In the last two centuries many Muslim countries have been colonised, they have had their resources raped, their institutions of learning closed and their medicine outlawed … In Indonesia, locals were not allowed to go to universities until 1955. How were these people supposed to make discoveries?

It’s a bit sad that Mr Sardar, “a Muslim writer and critic” with a case to prove, gets Muslim superpower Indonesia’s history so wrong. In fact the transition to independence took place from 1945 to 1949, and as far as I am aware the first institution in Indonesia to be called a university didn’t emerge until the foundation of the University of Indonesia in 1950. I believe that this was set up on the back of a so-called Emergency University organised by the Dutch in 1946 and that it was never discriminatory, at least not in terms of the Javanese.

And there I would end, were it not for the fact that the rest of the household is watching Salsa Rosa, a truly dreadful Spanish chat show, so here’s some more history to demonstrate that, for all the stupidity and evil of colonial economics, Dutch paternalism was not all bad in educational terms.

Although the Dutch East Indies Company (VOC) did not get involved in education, the transfer of power to a Dutch colonial government in 1799 led to gradual change. Jan Sihar Aritonang in his doctoral dissertation says that in 1808 Governor Daendels ordered several Javan regents “to organize schools for indigenous children with a curriculum which included Javanese culture and religion so that the children would grow up to become good Javanese. He also initiated the opening of several vocational schools.”

By the time the Japanese invaded in 1942, there was a well-established system of so-called European schools, which provided for Europeans and the indigenous aristocracy, schools that provided elementary, primary and secondary education for the children of Chinese merchants and indigenous civil servants, and village schools which provided five years of education using first the local language and then Malay. This was supplemented by an important mission education sector, Muslim schools, and by a large numbers of so-called wilde scholen, schools that sprang up in the 1930s which were effectively unregulated by the colonial authorities and which may have taught twice as many children as the official institutions. This site claims that by 1940 40% of indigenous children were going to school.

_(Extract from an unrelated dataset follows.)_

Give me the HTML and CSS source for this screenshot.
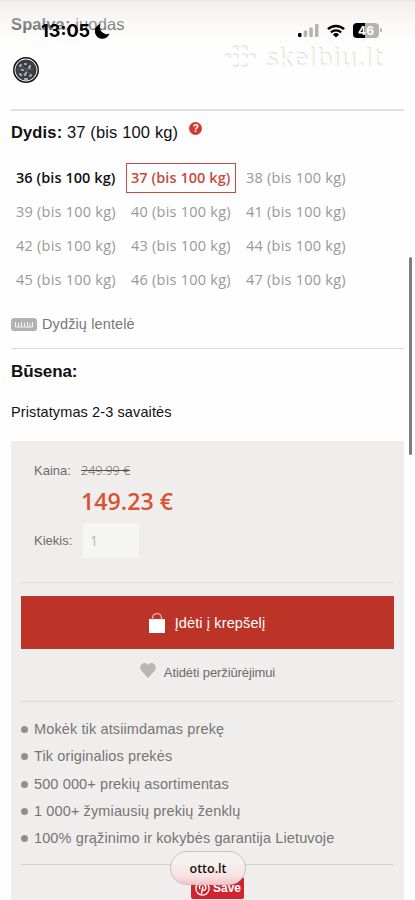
FILE: index.html
```html
<!DOCTYPE html>
<html lang="lt">
<head>
<meta charset="utf-8">
<meta name="viewport" content="width=device-width">
<title>otto.lt</title>
<link rel="stylesheet" href="styles.css">
</head>
<body>
<main class="page">
  <section class="color">
    <div class="color-label"><b>Spalva:</b> juodas</div>
    <svg class="swatch" width="28" height="28" viewBox="0 0 28 28">
      <circle cx="14" cy="14" r="12.2" fill="#fff" stroke="#111" stroke-width="1.5"/>
      <circle cx="14" cy="14" r="10.6" fill="#3c3c43"/>
      <g stroke="#b6b6be" stroke-width="2" stroke-linecap="round"><path d="M8 10l1-1M13 8h1M17 12l1-2M10 14h1M14 17l-1 2M8 18l1 1M18 20l1-1M13 23h2"/></g>
      <path d="M6 14l5-3 4 3 6-1M9 21l5-6 5 3" stroke="#66666f" fill="none"/>
    </svg>
  </section>

  <section class="sizes">
    <div class="size-label"><b>Dydis:</b> 37 (bis 100 kg)<span class="help">?</span></div>
    <div class="size-grid">
      <span class="size available">36 (bis 100 kg)</span><span class="size selected">37 (bis 100 kg)</span><span class="size">38 (bis 100 kg)</span>
      <span class="size">39 (bis 100 kg)</span><span class="size">40 (bis 100 kg)</span><span class="size">41 (bis 100 kg)</span>
      <span class="size">42 (bis 100 kg)</span><span class="size">43 (bis 100 kg)</span><span class="size">44 (bis 100 kg)</span>
      <span class="size">45 (bis 100 kg)</span><span class="size">46 (bis 100 kg)</span><span class="size">47 (bis 100 kg)</span>
    </div>
    <div class="chart">
      <svg width="26" height="13" viewBox="0 0 26 13"><rect width="26" height="13" rx="3" fill="#b2b2b2"/><path d="M4.500 4v5h17V4M7.500 5v4M10.500 4v5M13.500 5v4M16.500 4v5M19 5v4" fill="none" stroke="#f4f4f4"/></svg>
      <span>Dydžių lentelė</span>
    </div>
  </section>

  <section class="status">
    <h2>Būsena:</h2>
    <p>Pristatymas 2-3 savaitės</p>
  </section>

  <section class="buy">
    <div class="price-row"><span class="label">Kaina:</span><s>249.99 €</s></div>
    <div class="price">149.23 €</div>
    <div class="qty-row"><span class="label">Kiekis:</span><span class="qty">1</span></div>
    <div class="cart">
      <svg width="18" height="22" viewBox="0 0 18 22"><path d="M1 7h16v14H1z" fill="#fff"/><path d="M4.500 8V6a4.500 4.500 0 0 1 9 0v2" fill="none" stroke="#f0a79e" stroke-width="1.400"/></svg>
      <span>Įdėti į krepšelį</span>
    </div>
    <div class="wish">
      <svg width="16" height="15" viewBox="0 0 16 15"><path d="M8 15L1.500 8C-2.500 3 4-3 8 2c4-5 10.500 1 6.500 6z" fill="#b9b6b4"/></svg>
      <span>Atidėti peržiūrėjimui</span>
    </div>
    <ul class="benefits">
      <li>Mokėk tik atsiimdamas prekę</li>
      <li>Tik originalios prekės</li>
      <li>500 000+ prekių asortimentas</li>
      <li>1 000+ žymiausių prekių ženklų</li>
      <li>100% grąžinimo ir kokybės garantija Lietuvoje</li>
    </ul>
    <div class="save">
      <svg width="15" height="15" viewBox="0 0 15 15" fill="none" stroke="#fff"><circle cx="7.500" cy="7.500" r="6.600" stroke-width="1.300"/><path d="M5 8.200C3 4.500 6 3.200 8 3.300c4 .3 3.500 6 .8 6-.9 0-1.400-.6-1.400-.8M8 5.500L6.300 13" stroke-width="1.400"/></svg>
      <span>Save</span>
    </div>
  </section>
</main>

<div class="fade"></div>
<div class="clock"><span>13:05</span>
  <svg width="15" height="15" viewBox="0 0 15 15"><path d="M5.500 0A7.500 7.500 0 1 0 14.500 9.500 7 7 0 0 1 5.500 0z"/></svg>
</div>
<div class="indicators">
  <svg width="21" height="13" viewBox="0 0 21 13"><rect y="9" width="3.500" height="4" rx="1"/><g fill="#b5b3b1"><rect x="5.700" y="6.500" width="3.500" height="6.500" rx="1"/><rect x="11.300" y="3.500" width="3.500" height="9.500" rx="1"/><rect x="17" width="3.500" height="13" rx="1"/></g></svg>
  <svg width="18" height="14" viewBox="0 0 18 14"><g fill="none" stroke="#000" stroke-width="2.300"><path d="M.9 5.200a11.800 11.800 0 0 1 16.200 0M3.900 8.400a7.500 7.500 0 0 1 10.200 0"/></g><path d="M9 13.500L5.900 10.500a4.500 4.500 0 0 1 6.200 0z"/></svg>
  <div class="battery">46</div>
</div>
<div class="watermark">
  <svg width="32" height="28" viewBox="0 0 32 28" fill="none" stroke="#e3e3e3" stroke-width="1.500"><path d="M9 4a3 3 0 0 1 5 0v3M18 4a3 3 0 0 1 5 0v3M1 12a3 3 0 0 1 5 0v3M9 12a3 3 0 0 1 5 0v3M18 12a3 3 0 0 1 5 0v3M26 12a3 3 0 0 1 5 0v3M9 22a3 3 0 0 0 5 0v-2M18 22a3 3 0 0 0 5 0v-2"/></svg>
  <span>skelbiu.lt</span>
</div>
<div class="scrollbar"></div>
<div class="address">otto.lt</div>
</body>
</html>
```
FILE: styles.css
```css
* { box-sizing: border-box; }
body { margin: 0; width: 415px; height: 900px; overflow: hidden; position: relative; background: #fefefe; color: #111; font-family: "Liberation Sans", Arial, sans-serif; }
.page { padding: 0 11px; height: 900px; }
svg { display: block; flex: none; }

.color { height: 111px; padding-top: 14px; border-bottom: 2px solid #dfdfdf; }
.color-label { font-size: 16.500px; letter-spacing: .12px; line-height: 20px; color: #333; white-space: nowrap; }
.swatch { margin: 22px 0 0 1px; }

.sizes { height: 238px; border-bottom: 1px solid #d8d8d8; }
.size-label { display: flex; height: 52px; padding-top: 11px; font-size: 16.500px; letter-spacing: .14px; line-height: 21px; white-space: pre; }
.help { width: 13px; height: 13px; margin-left: 11px; border-radius: 50%; background: #d03a2e; color: #fff; font-size: 10px; font-weight: bold; letter-spacing: 0; line-height: 13px; text-align: center; }
.size-grid { display: grid; grid-template-columns: repeat(3, 110px); grid-auto-rows: 30px; gap: 4px 5px; }
.size { border: 1px solid transparent; padding-left: 4px; font: 500 14.500px/28px "Open Sans", sans-serif; letter-spacing: .24px; color: #999; white-space: nowrap; }
.size.available { color: #111; font-weight: 600; letter-spacing: .07px; }
.size.selected { border-color: #c94a40; color: #c94a40; font-weight: 600; letter-spacing: .07px; }
.chart { display: flex; align-items: center; gap: 5px; margin-top: 20px; height: 18px; font-size: 14.500px; letter-spacing: .12px; color: #777; }

.status { height: 92px; padding-top: 13px; }
.status h2 { margin: 0; font-size: 17px; letter-spacing: -.1px; line-height: 20px; }
.status p { margin: 21px 0 0; font-size: 14.500px; letter-spacing: .11px; line-height: 18px; }

.buy { height: 459px; padding: 19px 10px 0; background: #f0eeec; color: #6d6a68; }
.label { width: 47px; font-size: 13px; }
.price-row { display: flex; align-items: center; height: 20px; padding-left: 13px; }
.price-row s { font: 300 12.500px "Open Sans", sans-serif; color: #555; }
.price { padding-left: 60px; font: 600 23.200px/42px "Open Sans", sans-serif; color: #d9532f; }
.qty-row { display: flex; align-items: center; height: 61px; padding: 0 0 24px 13px; border-bottom: 1px solid #dedbd9; }
.qty { width: 56px; height: 35px; margin-left: 2px; padding-left: 7px; background: #f5f5f2; color: #b5b3b1; font: 14px/35px "Open Sans", sans-serif; }
.cart { display: flex; justify-content: center; align-items: center; gap: 9px; height: 53px; margin-top: 13px; padding-right: 2px; background: #bc3328; color: #fff; font-size: 14.500px; letter-spacing: .12px; }
.wish { display: flex; justify-content: center; gap: 8px; height: 53px; padding-top: 14px; border-bottom: 1px solid #dad7d5; font-size: 13px; letter-spacing: -.1px; line-height: 19px; }
.benefits { height: 163px; margin: 0; padding: 14px 0 0; border-bottom: 1px solid #d5d2d0; list-style: none; font-size: 14.500px; letter-spacing: .12px; line-height: 27.250px; color: #777472; }
.benefits li { display: flex; align-items: center; gap: 6px; white-space: nowrap; }
.benefits li::before { content: ""; width: 7px; height: 7px; border-radius: 50%; background: #92908f; }
.save { display: flex; align-items: center; gap: 3px; width: 53px; height: 22px; margin: 12px 0 0 170px; padding-left: 4px; border-radius: 2px; background: #d2242d; color: #fff; font-size: 12px; font-weight: bold; }

.fade { position: absolute; inset: 0 0 auto; height: 50px; background: linear-gradient(rgba(239,236,233,.85), rgba(245,243,240,.45) 45%, rgba(254,254,254,0)); border-top: 1px solid #e9e6e3; }
.clock { position: absolute; left: 41px; top: 22px; display: flex; align-items: center; gap: 5px; color: #000; font: 700 18px/18px Inter, sans-serif; }
.indicators { position: absolute; left: 298px; top: 23px; display: flex; align-items: center; gap: 8px; }
.battery { position: relative; width: 26px; height: 15px; border-radius: 4px; background: linear-gradient(90deg, #000 46%, #b5b3b1 46%); color: #fff; font: 700 12px/15px Inter, sans-serif; text-align: center; }
.battery::after { content: ""; position: absolute; left: 27px; top: 5px; width: 1.500px; height: 4px; border-radius: 1px; background: #b5b3b1; }
.watermark { position: absolute; left: 224px; top: 43px; display: flex; align-items: center; gap: 9px; height: 28px; color: #fdfdfd; font: 600 25px/28px "Open Sans", sans-serif; letter-spacing: .8px; text-shadow: 1px -1px 1px #d9d9d9; }
.scrollbar { position: absolute; left: 408.500px; top: 257px; width: 3px; height: 198px; border-radius: 2px; background: #7d7d7d; }
.address { position: absolute; left: 170px; top: 851px; width: 76px; height: 34px; border: 1px solid #c9c3c1; border-radius: 17px; background: linear-gradient(#f5f1ef 30%, #f9e2e2 75%, #f4c5ca); color: #111; font: 600 12.500px/33px "Open Sans", sans-serif; text-align: center; }
```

Although most Europeans (and some indigenous parents) chose to send their children to Europe for (secondary and) further education, as far as I am aware local higher education was not officially segregated either along religious or racial lines. Among the most famous students of Bandung’s Technical High School (founded 1920) in the pre-war era were Sukarno, the future dictator, and Dutch patriot and Moluccan nationalist, Johannes Alvarez Manusama, whose father also attended this college. Other institutions founded in this period include a law school in Batavia (1909, reincorporated 1924), a school for the education of local doctors (1909, became a medical high school in 1927), a faculty of letters and philosophy in Batavia (1940), and a faculty of agriculture at Buitenzorg.

I’m afraid there’s no time to talk about the increasing pressure education in Indonesia has faced from Islamic fundamentalists in the last 20 years because it is now officially bed-time.